Les Noces de Figaro, de Mozart dans une mise en scène de Daniel Benoin

Daniel Benoin propose une mise en scène inédite pour l’étourdissant opéra de Mozart « Les Noces de Figaro ». A plus de 70 ans, Chérubin revient dans le château, en partie en ruine, où s’est déroulée « la folle journée » qu’il évoque. On s’attache donc à la mémoire, peut-être défaillante, de cet homme âgé pour découvrir une journée menée tambour battant, riche en surprises et en chassés-croisés.

Tout commence dans le clair-obscur du château en ruine où le soleil passe entre les interstices de volets. A un sublime décor blanc signé Jean-Pierre Laporte, s’ajoute d’ingénieuses vidéos de Paulo Corréia, efficaces pour accentuer l’aspect décadent et fantomatique du lieu. Durant la musique d’ouverture, le vieux Chérubin s’installe au piano posé dans un angle de la scène et il se souvient...

Dans ce château, microcosme de la société et de ses hiérarchies, Figaro, valet du comte Almaviva, et Susanna, servante de la comtesse, préparent leur mariage. Mais le comte, « coureur de jupons », tente de séduire Suzanne et Figaro n’est pas disposé à le laisser agir... Ils sont entourés d’autres personnages qui compliquent l’intrigue. Surtout Chérubin, amoureux de toutes les femmes et particulièrement de la comtesse. Surpris dans sa chambre par la venue du comte, il se cache sous un drap – variation du traditionnel fauteuil – tandis qu’un autre se faufile sous le lit.

L’insolite mise en scène de Daniel Benoin colle parfaitement à l’intrigue faite de rebondissements.

Elle rend particulièrement lisibles toutes les péripéties de cette véritable partie de cache-cache (ils sont nombreux à se cacher sous le lit), mais l’élan vertigineux de l’histoire dissimule aussi un jeu de cache-cache psychologique. Les participants de ce jeu se reconnaissent et se méconnaissent les uns les autres, se trompant eux-mêmes dans le même temps.
Daniel Benoin, directeur d’Anthéa-théâtre d’Antibes, a d’abord été comédien, puis metteur en scène. Il ajoute donc une dimension théâtrale à l’opéra.

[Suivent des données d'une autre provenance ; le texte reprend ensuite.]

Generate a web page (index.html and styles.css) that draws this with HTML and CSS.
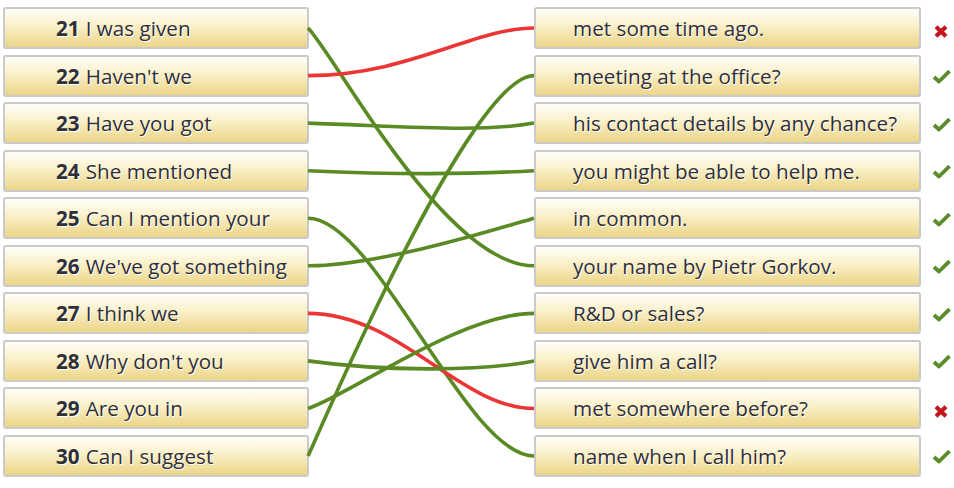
FILE: index.html
```html
<!DOCTYPE html>
<html lang="en">
<head>
<meta charset="utf-8">
<title>Matching exercise</title>
<link rel="stylesheet" href="styles.css">
</head>
<body>
<div class="match">
  <div class="col left">
    <div class="item"><b>21</b> I was given</div>
    <div class="item"><b>22</b> Haven't we</div>
    <div class="item"><b>23</b> Have you got</div>
    <div class="item"><b>24</b> She mentioned</div>
    <div class="item"><b>25</b> Can I mention your</div>
    <div class="item"><b>26</b> We've got something</div>
    <div class="item"><b>27</b> I think we</div>
    <div class="item"><b>28</b> Why don't you</div>
    <div class="item"><b>29</b> Are you in</div>
    <div class="item"><b>30</b> Can I suggest</div>
  </div>
  <svg class="links" width="225" height="470" viewBox="309 7 225 470">
    <path class="ok" d="M308,28 C335,55 445,265.8 534,265.8"/>
    <path class="bad" d="M308,75.6 C408,75.6 474,28 534,28"/>
    <path class="ok" d="M308,123.1 C400,126 480,133 534,123.1"/>
    <path class="ok" d="M308,170.7 C380,174 460,175 534,170.7"/>
    <path class="ok" d="M308,218.2 C376,218.2 466,456 534,456"/>
    <path class="ok" d="M308,265.8 C380,265.8 500,228 534,218.2"/>
    <path class="bad" d="M308,313.4 C400,313.4 460,408.5 534,408.5"/>
    <path class="ok" d="M308,360.9 C380,371 480,372 534,360.9"/>
    <path class="ok" d="M308,408.5 C350,395 460,313.4 534,313.4"/>
    <path class="ok" d="M308,456 C316,440 470,75.6 534,75.6"/>
  </svg>
  <div class="col right">
    <div class="item">met some time ago.</div>
    <div class="item">meeting at the office?</div>
    <div class="item">his contact details by any chance?</div>
    <div class="item">you might be able to help me.</div>
    <div class="item">in common.</div>
    <div class="item">your name by Pietr Gorkov.</div>
    <div class="item">R&amp;D or sales?</div>
    <div class="item">give him a call?</div>
    <div class="item">met somewhere before?</div>
    <div class="item">name when I call him?</div>
  </div>
  <div class="col marks">
    <div class="mark wrong"><svg width="14" height="13" viewBox="0 0 14 13"><path d="M2,1.8 L12,11.2 M12,1.8 L2,11.2"/></svg></div>
    <div class="mark right-mark"><svg width="19" height="15" viewBox="0 0 19 15"><path d="M2,8 L7,12.5 L17.5,2.2"/></svg></div>
    <div class="mark right-mark"><svg width="19" height="15" viewBox="0 0 19 15"><path d="M2,8 L7,12.5 L17.5,2.2"/></svg></div>
    <div class="mark right-mark"><svg width="19" height="15" viewBox="0 0 19 15"><path d="M2,8 L7,12.5 L17.5,2.2"/></svg></div>
    <div class="mark right-mark"><svg width="19" height="15" viewBox="0 0 19 15"><path d="M2,8 L7,12.5 L17.5,2.2"/></svg></div>
    <div class="mark right-mark"><svg width="19" height="15" viewBox="0 0 19 15"><path d="M2,8 L7,12.5 L17.5,2.2"/></svg></div>
    <div class="mark right-mark"><svg width="19" height="15" viewBox="0 0 19 15"><path d="M2,8 L7,12.5 L17.5,2.2"/></svg></div>
    <div class="mark right-mark"><svg width="19" height="15" viewBox="0 0 19 15"><path d="M2,8 L7,12.5 L17.5,2.2"/></svg></div>
    <div class="mark wrong"><svg width="14" height="13" viewBox="0 0 14 13"><path d="M2,1.8 L12,11.2 M12,1.8 L2,11.2"/></svg></div>
    <div class="mark right-mark"><svg width="19" height="15" viewBox="0 0 19 15"><path d="M2,8 L7,12.5 L17.5,2.2"/></svg></div>
  </div>
</div>
</body>
</html>
```
FILE: styles.css
```css
html, body {
  margin: 0;
  padding: 0;
  background: #ffffff;
}

body {
  font-family: "Open Sans", "DejaVu Sans", sans-serif;
  color: #333333;
}

.match {
  display: flex;
  align-items: flex-start;
  padding: 7px 0 0 3px;
}

.col {
  flex: none;
  display: flex;
  flex-direction: column;
  gap: 5.56px;
}

.left {
  width: 306px;
}

.right {
  width: 387px;
}

.item {
  box-sizing: border-box;
  height: 42px;
  display: flex;
  align-items: center;
  border: 2px solid #cacaca;
  border-radius: 3px;
  background: linear-gradient(to bottom, #fffefa 0%, #faf0c8 45%, #ebd588 100%);
  font-size: 20.7px;
  color: #2f2f38;
  text-shadow: 1px 1px 0 #ffffff;
  white-space: nowrap;
}

.left .item {
  padding-left: 51px;
}

.right .item {
  padding-left: 37px;
}

.item b {
  font-weight: 700;
  margin-right: 6px;
}

.links {
  flex: none;
  overflow: visible;
}

.links path {
  fill: none;
  stroke-width: 3.6;
}

.links .ok {
  stroke: #5a8a24;
}

.links .bad {
  stroke: #ec3535;
}

.marks {
  width: 33px;
}

.mark {
  box-sizing: border-box;
  height: 42px;
  padding-left: 7px;
  display: flex;
  align-items: center;
  justify-content: center;
}

.mark svg {
  display: block;
}

.wrong svg {
  margin-top: 7px;
}

.wrong path {
  fill: none;
  stroke: #c4161c;
  stroke-width: 4.2;
}

.right-mark svg {
  margin-top: 2px;
}

.right-mark path {
  fill: none;
  stroke: #5b8c2b;
  stroke-width: 3.8;
  stroke-linejoin: round;
}
```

(Photo : Dominique Jaussein)

La musique est toujours à la fête dans une partition de Mozart, mais elle l’est encore davantage dans cet opéra composé avec une euphorie créatrice. La complicité fructueuse qui liait Mozart au librettiste Lorenzo Da Ponte a permis la plus haute précision dans l’horlogerie théâtrale de cette « Folle journée » - sous titre de la pièce de Beaumarchais aménagée en livret d’opéra « Les Noces de Figaro » - offrant ainsi une merveilleuse mécanique où les personnages se courent les uns après les autres sans se heurter. Si l’un saute par la fenêtre, c’est pour mieux rentrer par la porte.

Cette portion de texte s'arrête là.